I apologize, unreservedly
Kei: If you're a heel then I'm a ... very moldy sole! *hugs* Just remember that you've kicked my butt pretty blue more than a couple of times, ok? :-*

Shin: Actually ... you didn't :o It was more of a "bring it on" vibe over it, which made me happy, heh.


So basically my mom told me before I posted the last entry that when she relayed information to my younger sister about how I got a bit miffed about her paying more attention to the tv while playing Literati with me some nights back, she (wrongfully) thought I'd meant she was being slow. She said the tv didn't distract her from the game, but that she was incerdibly slow compared to me - the Literati Champ - and how great I was at it .... then she began to cry.

Granted, she's not been feeling too upbeat but I made her cry for goodness sake.
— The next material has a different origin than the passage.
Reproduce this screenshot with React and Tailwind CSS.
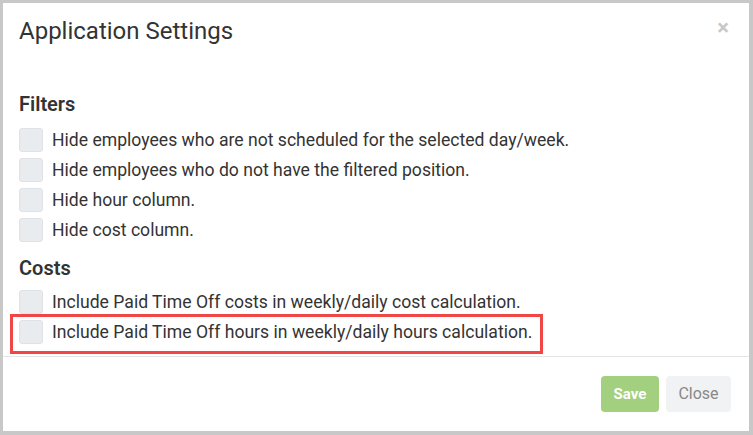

It made me feel more rotten than when we were younger and I actually did my best to be mean to her. Her speed had nothing to do with the matter.

The reaction hit home. When you add to that that people are, more often then not, saying how I'm this Mean Literati Machine ... also taking into account that my sensitivity levels are out of whack (lack of tears whithstanding) .... I just feel really bad for being good at something I enjoy so much.

And I do love playing that game, regardless of whether I win or lose. Sometimes it even brings me more joy to be kicked to the curb, lol. Sara has whooped my ass plenty of times (her Queen of Literati title is still intact), as has Kei, Shin and Alex. I'm sure that anyone who's played me (for a longer period of time) has beaten me at least once. When I was first introduced to the game, I sucked. Royally.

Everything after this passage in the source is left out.